Ready to take a look at your operating expenses to combat margin compression? We talked to NADA’s former Dealership Management Consultant Steve Emery about 11 cost-cutting strategies that you can use to get started.
1. Manage your advertising budget.
For most dealers, advertising is a seven-figure number annually.
Who is managing that? Emery notes that all dealers have a warranty clerk who manages that expense, but very few have an advertising manager – and that expense dwarfs warranty.
“You have no other expense that doesn’t have a manager,” he says. “My theory on advertising is it’s your choice. You can cut it in half and sell the same amount of cars, or if you like to hear your name on the radio and see it in the paper, spend the same amount and sell twice as many cars. Either way you win.”
2. Hang on to your keys.
The average dealer makes about two percent net profit, Emery says.
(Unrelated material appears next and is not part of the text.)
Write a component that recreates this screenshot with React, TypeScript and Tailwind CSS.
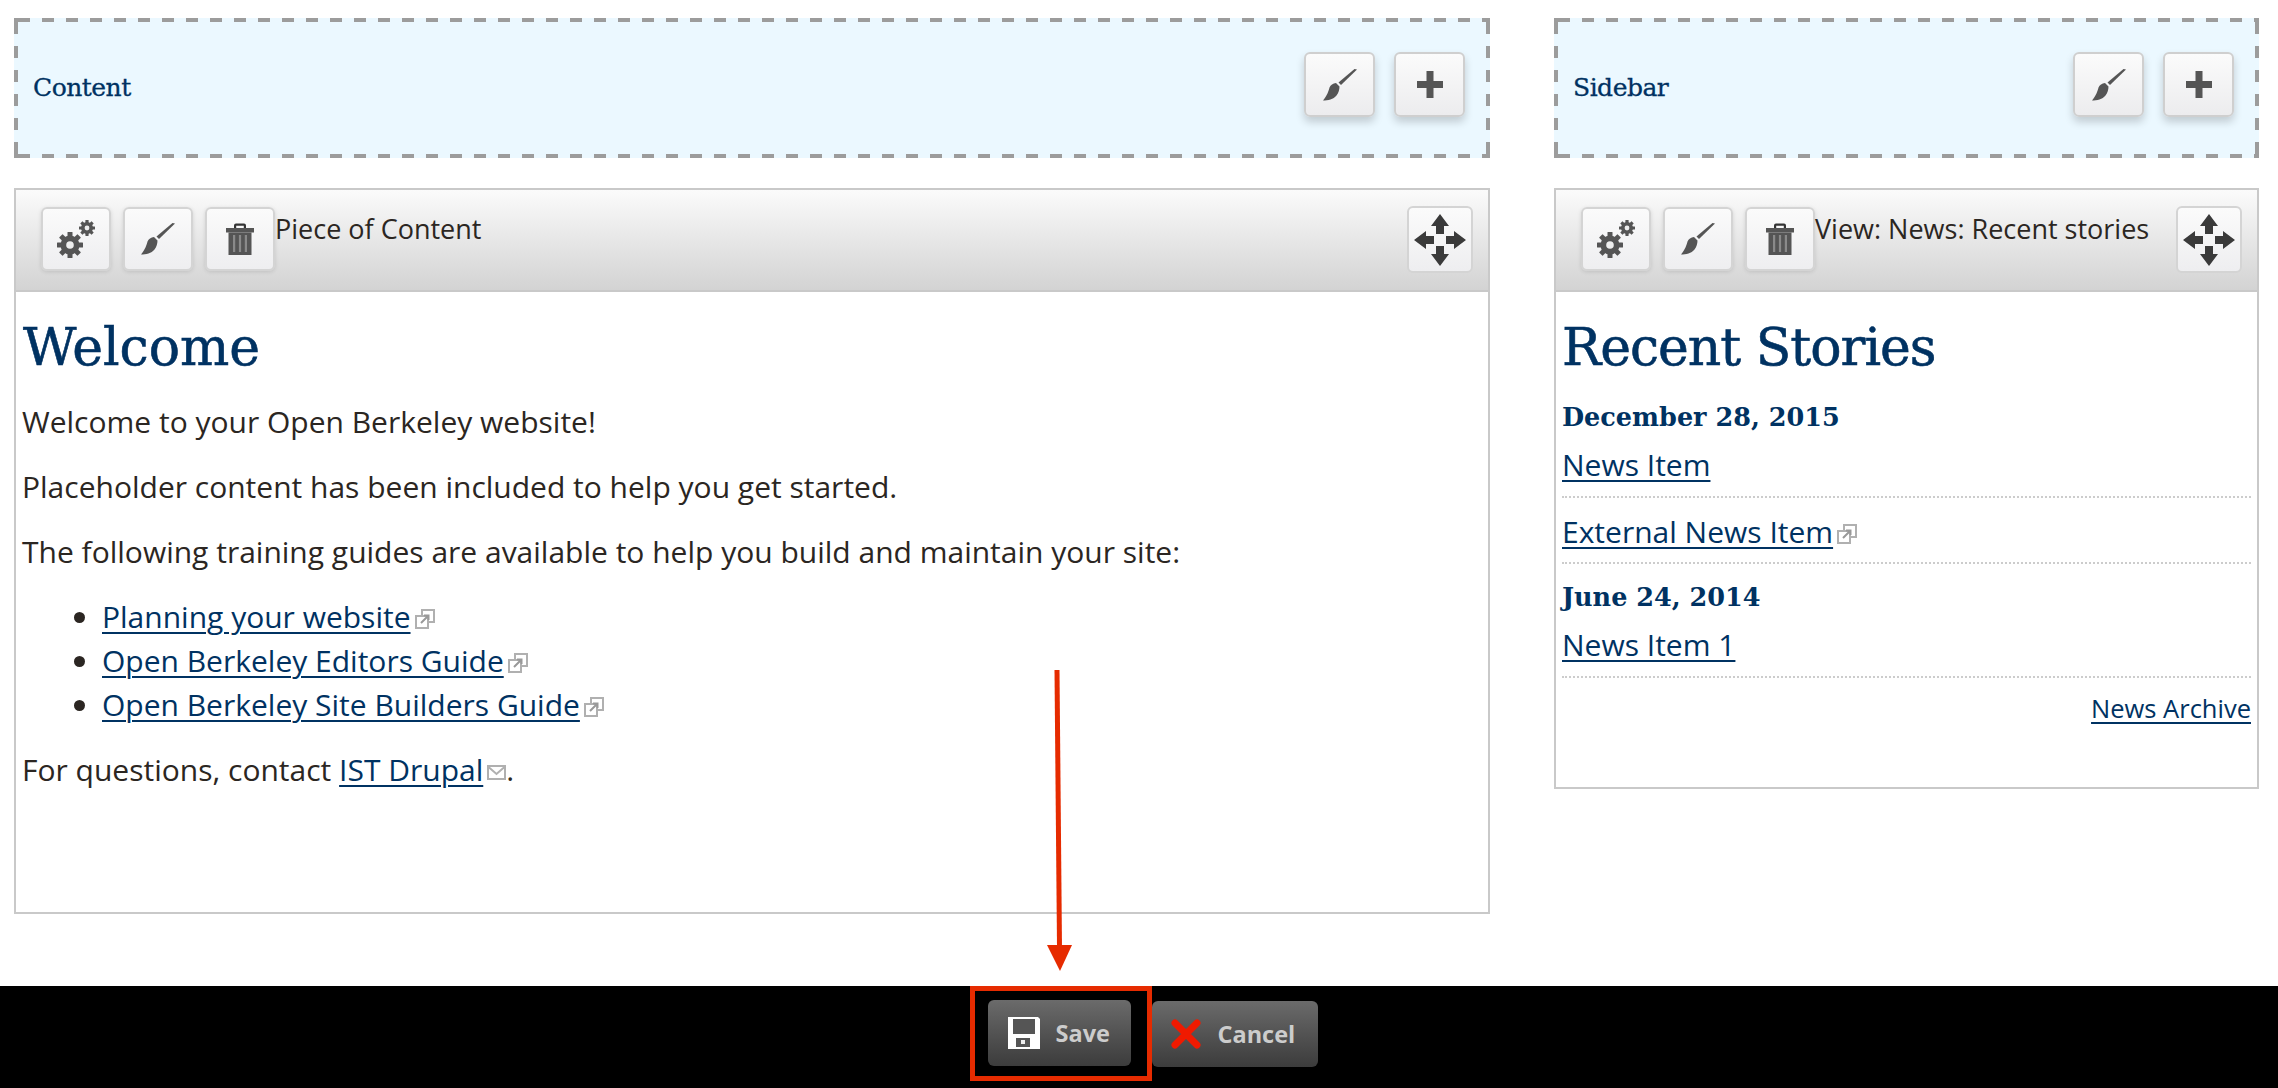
import React from 'react'

const sans = "font-['Open_Sans',sans-serif]"
const slab = "font-['DejaVu_Serif',serif]"
const link = 'text-[#003262] underline decoration-[2px] underline-offset-[4px]'

function GearsIcon() {
    const teeth = [0, 45, 90, 135]
    return (
        <svg width="38" height="38" viewBox="0 0 38 38" fill="#555">
            <g transform="translate(13 25)">
                {teeth.map((a) => (
                    <rect key={a} x="-2.5" y="-13" width="5" height="26" rx="0.5" transform={`rotate(${a})`} />
                ))}
                <circle r="9.5" />
                <circle r="3.8" fill="#eee" />
            </g>
            <g transform="translate(30 8)">
                {teeth.map((a) => (
                    <rect key={a} x="-1.6" y="-8" width="3.2" height="16" rx="0.4" transform={`rotate(${a})`} />
                ))}
                <circle r="6" />
                <circle r="2.4" fill="#eee" />
            </g>
        </svg>
    )
}

function BrushIcon() {
    return (
        <svg width="34" height="32" viewBox="0 0 34 32" fill="#555">
            <path d="M34 0.5 L18 16 L15.5 13.5 L31.5 0 Z" />
            <path d="M16.5 17.5 L13 14 C10 14.5 7.5 16 6.5 18.5 C5.5 22 4 27 0 31.5 C5 31.5 10.5 30.5 13.5 26.5 C15.5 24 16.5 20.5 16.5 17.5 Z" />
        </svg>
    )
}

function TrashIcon() {
    return (
        <svg width="28" height="32" viewBox="0 0 28 32" fill="#555">
            <path d="M8 5 V2.5 Q8 0.5 10 0.5 H18 Q20 0.5 20 2.5 V5 H17.8 V2.8 H10.2 V5 Z" fill="#333" />
            <rect x="0" y="5" width="28" height="4.5" />
            <path d="M2.5 9.5 H25.5 V32 H2.5 Z" />
            <path d="M7 12 H9.2 V29 H7 Z M12.9 12 H15.1 V29 H12.9 Z M18.8 12 H21 V29 H18.8 Z" fill="#8a8a8a" />
        </svg>
    )
}

function PlusIcon() {
    return (
        <svg width="26" height="27" viewBox="0 0 26 27" fill="#555">
            <path d="M9.5 0 H16.5 V10 H26 V17 H16.5 V27 H9.5 V17 H0 V10 H9.5 Z" />
        </svg>
    )
}

function MoveIcon() {
    return (
        <svg width="52" height="52" viewBox="0 0 52 52" fill="#3a3a3a">
            <path d="M26 0 L35 12 H30 V20 H22 V12 H17 Z" />
            <path d="M26 52 L35 40 H30 V32 H22 V40 H17 Z" />
            <path d="M0 26 L12 17 V22 H20 V30 H12 V35 Z" />
            <path d="M52 26 L40 17 V22 H32 V30 H40 V35 Z" />
        </svg>
    )
}

function ExternalIcon() {
    return (
        <svg className="inline-block ml-[4px] align-[-1px]" width="20" height="20" viewBox="0 0 20 20" fill="none" stroke="#b0b0b0" strokeWidth="2">
            <rect x="7" y="1" width="12" height="12" />
            <rect x="1" y="7" width="12" height="12" fill="#fff" />
            <path d="M6 14 L13 7 M9 6.5 H13.5 V11" stroke="#999" />
        </svg>
    )
}

function MailIcon() {
    return (
        <svg className="inline-block ml-[4px] align-[1px]" width="19" height="15" viewBox="0 0 19 15" fill="none" stroke="#b0b0b0" strokeWidth="2">
            <rect x="1" y="1" width="17" height="13" />
            <path d="M1.5 2 L9.5 9 L17.5 2" />
        </svg>
    )
}

function RegionButton({ children }: { children: React.ReactNode }) {
    return (
        <div className="w-[71px] h-[65px] flex items-center justify-center rounded-[6px] border-2 border-[#cfcfcf] bg-gradient-to-b from-[#fbfbfb] to-[#ececee] shadow-[0_5px_8px_rgba(0,0,0,0.18)]">
            {children}
        </div>
    )
}

function BarButton({ children }: { children: React.ReactNode }) {
    return (
        <div className="w-[70px] h-[64px] shrink-0 flex items-center justify-center rounded-[6px] border-2 border-[#d4d4d4] bg-gradient-to-b from-[#fbfbfb] to-[#eeeef0] shadow-[0_1px_4px_rgba(0,0,0,0.12)]">
            {children}
        </div>
    )
}

function Region({ title }: { title: string }) {
    return (
        <div className="h-[140px] pl-[19px] pr-[25px] flex items-center justify-between [background:linear-gradient(#9c9c9c,#9c9c9c)_left_top/4px_4px_no-repeat,linear-gradient(#9c9c9c,#9c9c9c)_right_top/4px_4px_no-repeat,linear-gradient(#9c9c9c,#9c9c9c)_left_bottom/4px_4px_no-repeat,linear-gradient(#9c9c9c,#9c9c9c)_right_bottom/4px_4px_no-repeat,repeating-linear-gradient(90deg,transparent_0_4px,#9c9c9c_4px_16px,transparent_16px_24px)_top/100%_4px_no-repeat,repeating-linear-gradient(90deg,transparent_0_4px,#9c9c9c_4px_16px,transparent_16px_24px)_bottom/100%_4px_no-repeat,repeating-linear-gradient(180deg,transparent_0_4px,#9c9c9c_4px_16px,transparent_16px_24px)_left/4px_100%_no-repeat,repeating-linear-gradient(180deg,transparent_0_4px,#9c9c9c_4px_16px,transparent_16px_24px)_right/4px_100%_no-repeat,#ebf8ff]">
            <span className={`${slab} text-[25px] text-[#003262] tracking-[-0.5px] [-webkit-text-stroke:0.3px_#003262]`}>{title}</span>
            <div className="flex gap-[19px] -mt-[7px]">
                <RegionButton><BrushIcon /></RegionButton>
                <RegionButton><PlusIcon /></RegionButton>
            </div>
        </div>
    )
}

function PanelBar({ title }: { title: string }) {
    return (
        <div className="h-[102px] px-[25px] pt-[17px] flex items-start bg-gradient-to-b from-[#fbfbfb] to-[#d3d3d3] border-b-2 border-[#c9c9c9]">
            <div className="flex gap-[12px]">
                <BarButton><GearsIcon /></BarButton>
                <BarButton><BrushIcon /></BarButton>
                <BarButton><TrashIcon /></BarButton>
            </div>
            <span className="text-[27px] leading-[38px] mt-[3px] text-[#2b2622] whitespace-nowrap">{title}</span>
            <div className="ml-auto -mt-[1px] -mr-[10px] w-[66px] h-[67px] flex items-center justify-center rounded-[6px] border-2 border-[#d4d4d4] bg-gradient-to-b from-[#fbfbfb] to-[#eeeef0]">
                <MoveIcon />
            </div>
        </div>
    )
}

export default function App() {
    return (
        <div className={`${sans} relative w-[2278px] h-[1088px] bg-white flex flex-col overflow-hidden text-[30px] leading-[44px] text-[#2b2622]`}>
            <main className="flex-1 pl-[14px] pt-[18px] flex items-start gap-[64px]">
                {/* Content column */}
                <div className="w-[1476px] flex flex-col gap-[30px]">
                    <Region title="Content" />
                    <section className="h-[726px] border-2 border-[#c9c9c9]">
                        <PanelBar title="Piece of Content" />
                        <div className="px-[6px]">
                            <h1 className={`${slab} text-[52px] leading-[64px] text-[#003262] pt-[23px] pl-[1px] mb-[21px] [-webkit-text-stroke:0.6px_#003262]`}>Welcome</h1>
                            <p className="mb-[21px]">Welcome to your Open Berkeley website!</p>
                            <p className="mb-[21px]">Placeholder content has been included to help you get started.</p>
                            <p className="mb-[21px]">The following training guides are available to help you build and maintain your site:</p>
                            <ul className="list-disc pl-[80px] mb-[21px]">
                                <li><a className={link}>Planning your website</a><ExternalIcon /></li>
                                <li><a className={link}>Open Berkeley Editors Guide</a><ExternalIcon /></li>
                                <li><a className={link}>Open Berkeley Site Builders Guide</a><ExternalIcon /></li>
                            </ul>
                            <p>For questions, contact <a className={link}>IST Drupal</a><MailIcon />.</p>
                        </div>
                    </section>
                </div>

                {/* Sidebar column */}
                <div className="w-[705px] flex flex-col gap-[30px]">
                    <Region title="Sidebar" />
                    <section className="h-[601px] border-2 border-[#c9c9c9]">
                        <PanelBar title="View: News: Recent stories" />
                        <div className="px-[6px]">
                            <h2 className={`${slab} text-[52px] leading-[64px] tracking-[-1px] text-[#003262] pt-[23px] mb-[18px] whitespace-nowrap [-webkit-text-stroke:0.6px_#003262]`}>Recent Stories</h2>
                            <h3 className={`${slab} font-bold text-[25.5px] leading-[40px] text-[#003262] mb-[6px]`}>December 28, 2015</h3>
                            <div className="pb-[9px] border-b-2 border-dotted border-[#cccccc]"><a className={link}>News Item</a></div>
                            <div className="pt-[12px] pb-[8px] border-b-2 border-dotted border-[#cccccc]"><a className={link}>External News Item</a><ExternalIcon /></div>
                            <h3 className={`${slab} font-bold text-[25.5px] leading-[40px] text-[#003262] mt-[13px] mb-[6px]`}>June 24, 2014</h3>
                            <div className="pb-[9px] border-b-2 border-dotted border-[#cccccc]"><a className={link}>News Item 1</a></div>
                            <div className="mt-[11px] text-right text-[25.5px] leading-[38px]"><a className={link}>News Archive</a></div>
                        </div>
                    </section>
                </div>
            </main>

            {/* Save bar */}
            <footer className="h-[102px] bg-black flex items-start justify-center pl-[9px]">
                <div className="w-[182px] h-[95px] border-[5px] border-[#e62b00] flex items-center pl-[13px]">
                    <button className="w-[143px] h-[66px] -mt-[2px] flex items-center gap-[16px] pl-[20px] rounded-[6px] bg-gradient-to-b from-[#6b6b6b] to-[#3c3c3c] text-[#cccccc] font-bold text-[23.5px]">
                        <svg width="32" height="32" viewBox="0 0 32 32">
                            <path d="M0 0 H30 L32 2 V32 H0 Z" fill="#fff" />
                            <rect x="5" y="2" width="22" height="15" fill="#555" />
                            <rect x="8" y="21" width="14" height="9" fill="#555" />
                            <rect x="13" y="23" width="4" height="4" fill="#eee" />
                        </svg>
                        Save
                    </button>
                </div>
                <button className="w-[166px] h-[66px] mt-[15px] flex items-center gap-[17px] pl-[19px] rounded-[6px] bg-gradient-to-b from-[#6b6b6b] to-[#3c3c3c] text-[#cccccc] font-bold text-[23.5px]">
                    <svg width="30" height="30" viewBox="0 0 30 30">
                        <path d="M4 4 L26 26 M26 4 L4 26" stroke="#f01a00" strokeWidth="7" strokeLinecap="round" />
                    </svg>
                    Cancel
                </button>
            </footer>

            {/* Annotation arrow */}
            <svg className="absolute left-[1040px] top-[665px]" width="40" height="310" viewBox="0 0 40 310">
                <path d="M17 5 L19.5 282" stroke="#e62b00" strokeWidth="5" fill="none" />
                <path d="M7 280 H32 L20 306 Z" fill="#e62b00" />
            </svg>
        </div>
    )
}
That means if you have to replace a set of keys that costs $300, you need to sell $15,000 worth of something to make up for it. “If I lose a set of keys, I’ve erased a month of technician labor or a used car sale.”
Bottom line: Establish strong key control.
3. Reorganize your service department schedule.
Are you covering peak times with people on overtime? Cut down on overtime by switching to service schedules of four 10-hour days. “Dealerships that are moving to Saturday service are asking people to work Saturdays and giving them two days off during the week.” Emery says.
4. Incentivize support personnel to save money.
Emery has seen dealers that give bonuses to service department cashiers based on how many hours the shop produces. You can also reward payables clerks who find ways to cut vendor costs.
5. Reevaluate vendor contracts.
Most dealers don’t think about vendor contracts, such as their landscaping service or shop supply provider, until the week they’re up for renewal, so they just stay with the company they’re with.
But the best deals typically go to new customers. To get those, you need time to shop the options. Put renewal dates on the calendar at least two months ahead of time and then shop different options to keep the vendors honest. If the price is as low as you can go, ask for other concessions.
6. Go farming versus hunting for customers.
Throwing advertising at new customers is hunting. Mining your existing customer database is farming. “What do you think it costs to send an email or make a phone call versus buying an ad?” Emery says.
It’s important you have a process in place to analyze your database and determine which customers may be in a position to trade out of their current vehicle, purchase a new vehicle and possibly lower their monthly payment.
7. Change how you buy used cars.
The most expensive place to buy a car is an auction because of all the fees involved. Plus, if you’re at an auction, you’ve proven you’re willing to spend money on a car another dealer didn’t want.
A lot of dealerships are using their own people to find used cars. “You want your salespeople to be armed with a shopping list of the cars you want to buy from the private seller market. A third of cars are sold privately. Tell your customer base as well,” Emery says. You’ll get cars that aren’t available at auction at a better price.
8. Ditch the collective pay plan in the parts department.
“Why are we paying people in parts off a collectively based pay plan instead of individually?” Emery asks. “It costs you money because some people are coasting.”
9. Track freight by the parts counterperson.
A lot of freight expenses go uncollected because the parts counter staff never quotes the price of the part plus freight. “If you’re a big parts wholesale dealer, it’s big money,” he says. “It could be $10,000 a month. You want it collected. Track that weekly by counterperson.”
10. Track shop supplies by the technician.
Shop supplies are typically tracked on one big invoice or ticket. The service manager signs off on it every week, but they don’t look at it by technician.
“Maybe you have two technicians doing the same kind of work,” Emery says. “One guy changes his gloves twice a day, one guy changes them every 10 minutes. Figure out whose expenses are high, whose are low … and why.”
11. Do a weekly asset review.
Look at the top 10 oldest assets you have – your 10 oldest new and used cars, parts that haven’t sold, the oldest repair orders and the warranty claims that haven’t been paid. Let your managers know that you expect to see movement each week. He says, “By doing that, managers know at least once a week they better be working on moving the ball forward. You don’t want the same top 10 the next week.”
The bottom line, Emery says, is that with a little more attention, dealers can find all kinds of ways to control costs.
“Expenses aren’t hard to find in your dealership,” he says. “They’re everywhere!”